Montag, 20. September, 20.45 Uhr
Beiqing chengshi (A City of Sadness) (1989)
Regie: Hou Hsiao-hsien; Drehbuch: Wu Nien-Jen, Chu Tien-Wen; Kamera: 
Chen Hwai-En; Darsteller: Tony Leung Chiu Wai, Hsin Shu-Fen. Farbe, 161 
min

Erster Teil von Hou Hsiao-hsiens gigantischer Trilogie über die 
Geschichte Taiwans im 20. Jahrhundert: vom Ende der japanischen 
Herrschaft (Hirohitos Kapitulation im Jahre 1945) zum Rückzug von Chang 
Kai-sheks Regierung nach Taipei (die kommunistische Machtübernahme am 
Festland 1949) in knapp 160 Minuten, das Schicksal des Landes 
gespiegelt in den mit behutsamer Leidenschaft und in sorgfältigen 
Ellipsen gezeichneten Lebenswegen der Mitglieder einer Familie. Der 
erste große taiwanesische Film, der sich mit dem Volksaufstand 1947 
beschäftigte und der erste mit Direktton (sein Thema ist auch 
Kommunikation: das Aufeinandertreffen verschiedenster Sprachen und 
Dialekte), aber eigentlich ein Film der Stille und der Geduld, der in 
distanzierten, meisterhaft komponierten Totalen langsam und 
unerbittlich tragische Kraft akkumuliert.

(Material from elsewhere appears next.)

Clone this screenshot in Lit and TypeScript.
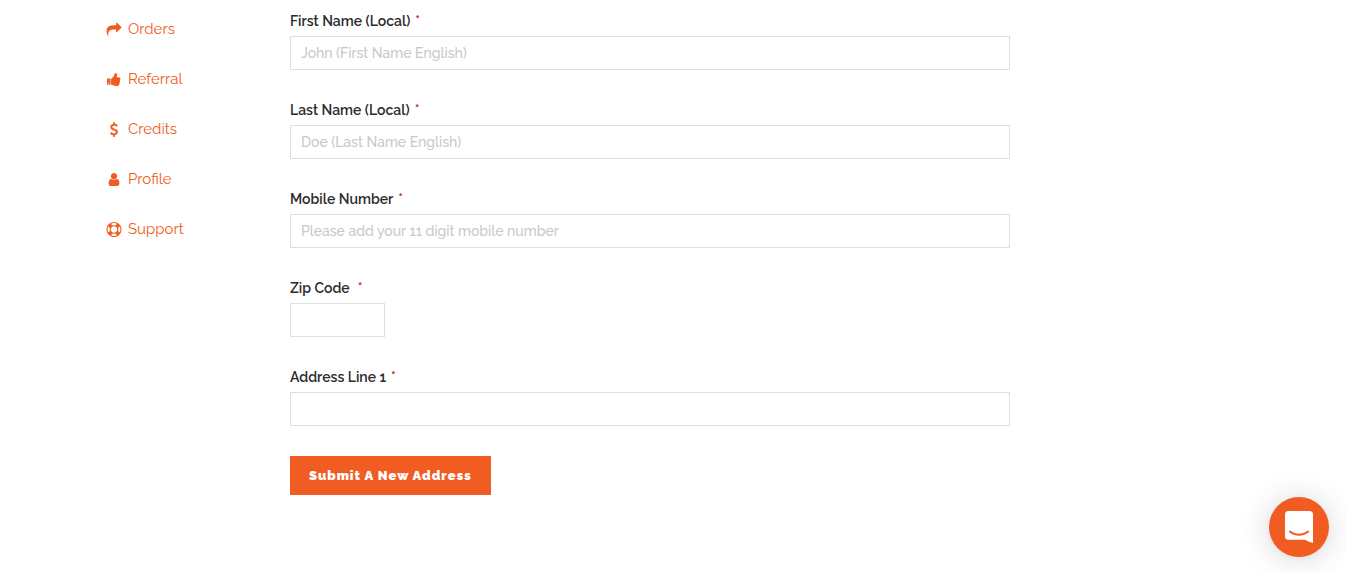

Mittwoch, 22. September, 19.00 Uhr
Maudite soit la guerre (1914)
Regie, Drehbuch: Alfred Machin; Kamera: J. Bizeul, P. Flon; Darsteller: 
Maurice Auzat, Baert. 55 min (Restaurierte Farbkopie)
Berlin (1945)
Konzept und Realisation: Elisaveta Svilova, Juli Raisman. Schwarzweiß, 
54 min

Der Krieg und das Kino bilden eine Klammer. Entlang der Filmarbeit und 
den Schriften von Godard, Farocki oder Virilio ist dieser Zusammenhang 
beinahe Allgemeingut geworden. Hier eröffnet sich eine weitere Klammer: 
vom Augenblick der großen Sorge, unmittelbar vor dem Weltkrieg, bis zum 
Augenblick nach der Zerstörung (31 Jahre und zwei Weltkriege später). 
Machins Film hat seine Premiere am 1. Mai 1914 in Brüssel. Er blickt 
voraus: Zwei Armeepiloten werden durch den Kriegsausbruch zu Feinden. 
Die Schwester des einen ist die Geliebte des anderen. Mai 1945: Die 
Schnittmeisterin Elisaveta Svilova, im Umfeld ihres Komplizen und 
Ehemanns Dziga Vertov tätig, und der Regisseur Juli Raisman schaffen 
mit Berlin ein dokumentarisches Schlachtengemälde über das Ende des 
Zweiten Weltkriegs. 38 sowjetische Kameraleute drehen an der Front. 
Zehn Tage Kampf, 75 Kilometer von der Überquerung der Oder bis zur 
Eroberung Berlins, 16 Tage Filmmontage. Zwei Wochen nach der 
Kapitulation Deutschlands läuft Berlin im Kino an.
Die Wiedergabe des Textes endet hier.